Sebagai contoh, Fakultas Kedokteran membayar uang sumbangan potensial mahasiswa akademik, sebesar Rp 100 juta. Setaip mahasiswa baru UGM akan membayar tiga komponen yakni SPMA, biaya operasional pendidikan, dan biaya SPP.

Pada kesempatan ini, Rektor Sudjarwadi menyampaikan keputusan UGM meniadakan ujian masuk karena soal-soal yang dikembangkan UGM telah disepakati dan diintegrasikan dalam ujian tulis SNMPTN. UGM bersama Universitas Indonesia dan Institut Teknologi Bandung menjadi tim yang dominan dalam pembuatan soal. Sudjarwadi menganggap dengan integrasi soal tersebut, maka hasil seleksi SNMPTN 2011 lebih berkualitas dan mampu menjaring para mahasiswa. “Karena sudah diintegrasikan ke dalam SNMPTN maka seleksi mandiri UGM berupa ujian tertulis ditiadakan,” katanya.

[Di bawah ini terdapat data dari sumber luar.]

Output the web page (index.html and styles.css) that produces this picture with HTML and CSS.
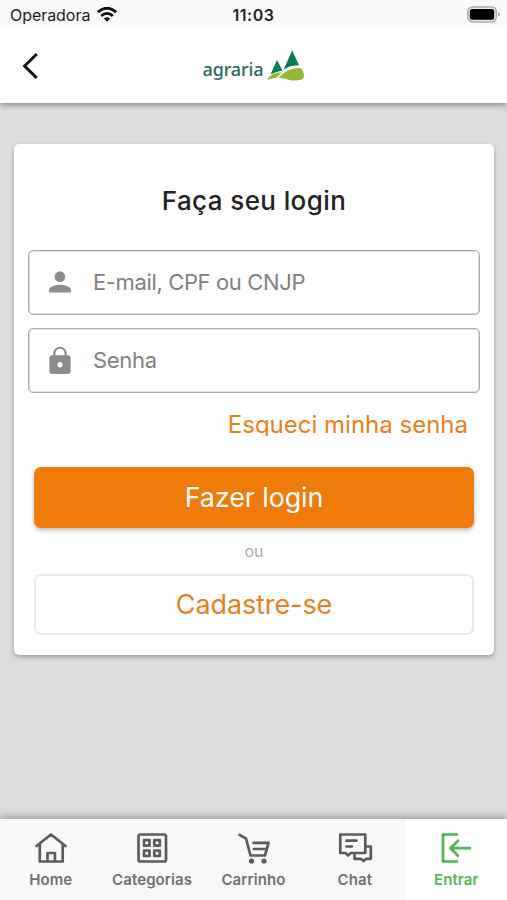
FILE: index.html
```html
<!DOCTYPE html>
<html lang="pt-BR">
<head>
<meta charset="utf-8">
<meta name="viewport" content="width=device-width">
<title>Agraria - Login</title>
<link rel="stylesheet" href="styles.css">
</head>
<body>
<div class="status">
  <div class="carrier"><span>Operadora</span>
    <svg width="20" height="15" viewBox="0 0 20 15"><g fill="none" stroke="#111" stroke-width="2.800"><path d="M.9 5.200C6-.1 14-.1 19.100 5.200"/><path d="M4.200 8.900C7.600 5.600 12.400 5.600 15.800 8.900"/></g><path fill="#111" d="M6.800 11.500C8.600 9.800 11.400 9.800 13.200 11.500L10 14.700z"/></svg>
  </div>
  <time class="clock">11:03</time>
  <svg class="battery" width="33" height="17" viewBox="0 0 33 17"><rect x=".9" y=".9" width="28.400" height="15" rx="4.800" fill="#eee" stroke="#aaa" stroke-width="1.500"/><rect x="2.800" y="3" width="24.400" height="10.800" rx="2.500"/><path fill="#aaa" d="M31 6.200q2 .7 2 2.200t-2 2.200z"/></svg>
</div>
<header class="header">
  <svg class="back" width="18" height="28" viewBox="0 0 18 28"><path d="M15.800 2 3.600 14l12.200 12" fill="none" stroke="#111" stroke-width="3"/></svg>
  <div class="brand"><span>agraria</span>
    <svg width="38" height="32" viewBox="0 0 38 32"><path fill="#087b5c" d="M10 10 15.500 20.500Q9.500 21.500 3.500 24.500zM25.200 .500 32 15.200Q23 15.200 16.600 19.500z"/><path fill="#96b535" d="M0 30Q4 22.500 15 22.200L9.500 27.700Q5 28 0 30zM11.500 28Q19 18.500 32.500 18C35 18 37 23 37 26C37 31 27 31 23.500 30.200Q17 28 11.500 28z"/></svg>
  </div>
</header>
<main class="content">
  <form class="card">
    <h1>Faça seu login</h1>
    <label class="field"><svg width="32" height="32" viewBox="0 0 24 24"><circle cx="12" cy="8" r="4"/><path d="M12 14c-2.700 0-8.200 1.300-8.200 4v1.900h16.400V18c0-2.700-5.500-4-8.200-4z"/></svg><input type="text" placeholder="E-mail, CPF ou CNJP"></label>
    <label class="field"><svg width="32" height="32" viewBox="0 0 24 24"><path d="M18 8.500h-1V7c0-2.760-2.240-5-5-5S7 4.240 7 7v1.500H6c-1.100 0-2 .9-2 2V20.500c0 1.100.9 2 2 2h12c1.100 0 2-.9 2-2V10.500c0-1.100-.9-2-2-2zm-6 9c-1.100 0-2-.9-2-2s.9-2 2-2 2 .9 2 2-.9 2-2 2zm3.400-9H8.600V7c0-1.870 1.530-3.400 3.400-3.400s3.400 1.530 3.400 3.400v1.500z"/></svg><input class="secret" type="password" placeholder="Senha"></label>
    <a class="forgot">Esqueci minha senha</a>
    <button class="btn primary" type="button"><span>Fazer login</span></button>
    <p class="or">ou</p>
    <button class="btn outline" type="button"><span>Cadastre-se</span></button>
  </form>
</main>
<nav class="tabs">
  <a class="tab"><svg width="36" height="34" viewBox="0 0 36 34"><path d="M3.500 15 18 3.500 32.500 15M6.800 13V30.500h22.900V13M14.500 30.500V22h7.400v8.500"/></svg><span>Home</span></a>
  <a class="tab"><svg width="36" height="34" viewBox="0 0 36 34"><rect x="4.500" y="3.500" width="27.500" height="27" rx="2"/><path d="M10 9.200h5.500v5.500H10zM20.300 9.200h5.500v5.500h-5.500zM10 19.500h5.500V25H10zM20.300 19.500h5.500V25h-5.500z"/></svg><span>Categorias</span></a>
  <a class="tab"><svg width="36" height="34" viewBox="0 0 36 34"><path d="M4.500 3.800 11 7.500l4.500 17H30L33.500 11.800H18.500M18.800 18H31"/><g class="dot"><circle cx="16.500" cy="30" r="2.600"/><circle cx="29" cy="30" r="2.600"/></g></svg><span>Carrinho</span></a>
  <a class="tab"><svg width="36" height="34" viewBox="0 0 36 34"><path d="M3.300 3.500h25V22H14L11 24.500 8.500 22H3.300zM9.500 9.700h10M9.500 15.500h5.500M28.300 15.500h5.500v12.300h-4.500l-2.800 2.200-2.800-2.200H17.500V22"/></svg><span>Chat</span></a>
  <a class="tab active"><svg width="36" height="34" viewBox="0 0 36 34"><path d="M19 3.500H5V30.500h14M32 17.200H13M20 9.700l-7.500 7.500 7.500 7.500"/></svg><span>Entrar</span></a>
</nav>
</body>
</html>
```
FILE: styles.css
```css
* { box-sizing: border-box; }
body {
  margin: 0;
  height: 900px;
  display: flex;
  flex-direction: column;
  overflow: hidden;
  background: #dcdcdc;
  font-family: Inter, sans-serif;
  color: #222;
}
svg { display: block; flex: none; }
.status {
  height: 28px;
  flex: none;
  display: grid;
  grid-template-columns: 1fr auto 1fr;
  align-items: center;
  padding: 1px 7px 0 10px;
  background: #f9f9f9;
  z-index: 2;
}
.carrier { display: flex; align-items: center; gap: 7px; font-size: 16px; letter-spacing: -.05px; }
.clock { font-size: 16px; font-weight: 600; letter-spacing: .5px; margin-right: 3px; }
.battery { justify-self: end; }
.header {
  height: 75px;
  flex: none;
  display: grid;
  grid-template-columns: 1fr auto 1fr;
  align-items: center;
  padding: 0 21px;
  background: #fff;
  box-shadow: 0 2px 6px rgba(0, 0, 0, .4);
  z-index: 1;
}
.brand { display: flex; align-items: center; gap: 3px; color: #2b6a5b; font: 500 18px/24px "Noto Sans", sans-serif; letter-spacing: -.1px; }
.brand span { padding-top: 7px; }
.content { flex: 1; padding: 41px 13px 0 14px; }
.card {
  height: 511px;
  display: flex;
  flex-direction: column;
  padding: 38px 14px 20px;
  background: #fff;
  border-radius: 5px;
  box-shadow: 0 2px 4px rgba(0, 0, 0, .3);
}
h1 { margin: 0 0 30px; font-size: 26px; line-height: 38px; font-weight: 500; letter-spacing: .4px; text-align: center; }
.field {
  height: 65px;
  flex: none;
  margin-bottom: 13px;
  display: flex;
  align-items: center;
  gap: 17px;
  padding: 0 15px 2px;
  border: 1px solid #aaa;
  border-radius: 5px;
  box-shadow: inset 0 0 0 1px #dedede;
}
.field svg { fill: #8b8b8b; }
.field input { flex: 1; min-width: 0; padding: 0; border: 0; outline: 0; background: none; font: 22px Inter, sans-serif; letter-spacing: -.37px; }
.field .secret { letter-spacing: -.3px; }
.field input::placeholder { color: #808080; opacity: 1; }
.forgot { align-self: flex-end; height: 32px; margin: -1px 12px 31px 0; overflow: hidden; font-size: 24px; line-height: 40px; color: #e97e20; }
.btn { height: 61px; flex: none; margin: 0 6px; padding: 0; border-radius: 7px; font: 27px Inter, sans-serif; }
.primary { border: 0; background: #ef7b0b; color: #fff; letter-spacing: -.15px; box-shadow: 0 2px 4px rgba(0, 0, 0, .3); }
.outline { border: 2px solid #e9e9e9; background: #fff; color: #e97e20; letter-spacing: -.1px; }
.or { margin: 0; height: 46px; font-size: 16px; line-height: 46px; text-align: center; color: #aaa; }
.tabs { height: 81px; flex: none; display: grid; grid-template-columns: repeat(5, 1fr); background: #f8f8f8; box-shadow: 0 -2px 8px rgba(0, 0, 0, .32); }
.tab { display: flex; flex-direction: column; align-items: center; padding-top: 12px; gap: 5px; color: #707070; font-size: 15px; line-height: 20px; font-weight: 600; letter-spacing: .1px; }
.tab svg { fill: none; stroke: #5b5b5b; stroke-width: 2.700; stroke-linecap: round; stroke-linejoin: round; }
.tab .dot { fill: #5b5b5b; stroke: none; }
.active { background: #fff; color: #58b65a; }
.active svg { stroke: #50b450; }
```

Sudjarwadi memaparkan ujian tulis (UTUL) UGM yang dikembangkan UGM sejak 2003 telah terbukti berhasil dengan baik. Salah satu indikator keberhasilannya adalah capaian IPK mahasiswa yang mengikuti seleksi mandiri dengan ujian SNMPTN lebih tinggi hasilnya. “Berdasarkan riset yang kami lakukan, mahasiswa UGM yang masuk lewat UTUL UGM lebih tinggi dibandingkan mahasiswa yang masuk melalui UMPTN (SNMPTN),” paparnya.

Budi menambahkan tim UGM, UI, dan ITB menjadi kampus yang paling banyak menerjunkan tim pembuat soal. “Tim pembuat soal dari UGM, UI, dan ITB ada 15 orang bahkan lebih sementara kampus-kampus PTN lain hanya beberapaorang,” katanya.

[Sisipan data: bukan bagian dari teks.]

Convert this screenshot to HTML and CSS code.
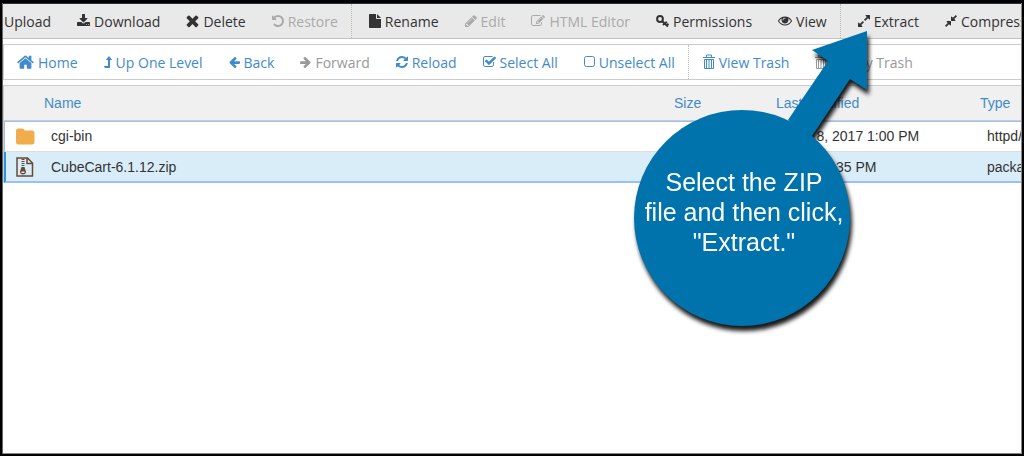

Menariknya, meski tak menyelenggarakan ujian mandiri, UGM tetap menjaring mahasiswa barunya dari tes tertulis pola SNMPTN dan undangan. Budi memaparkan undangan yang dimaksud adalah mereka yang memenuhi syarat pencapaian akademisnya masuk 25 besar di kelas, mahasiswa berprestasi namun tak mampu, juara olimpiade, dan memiliki bakat khusus.

Penjaringan mahasiswa melalui undangan ini, menurut Sudjarwadi untuk menjadikan kampus UGM yang Bhineka Tunggal Ika. Budi menambahkan penjaringan mahasiswa baru melalui jalur undangan ini memiliki kuota paling kecil 17 persen dan tertinggi 54 persen. “Yang menentukan adalah dekan di fakultas-fakultas,” ujar Budi.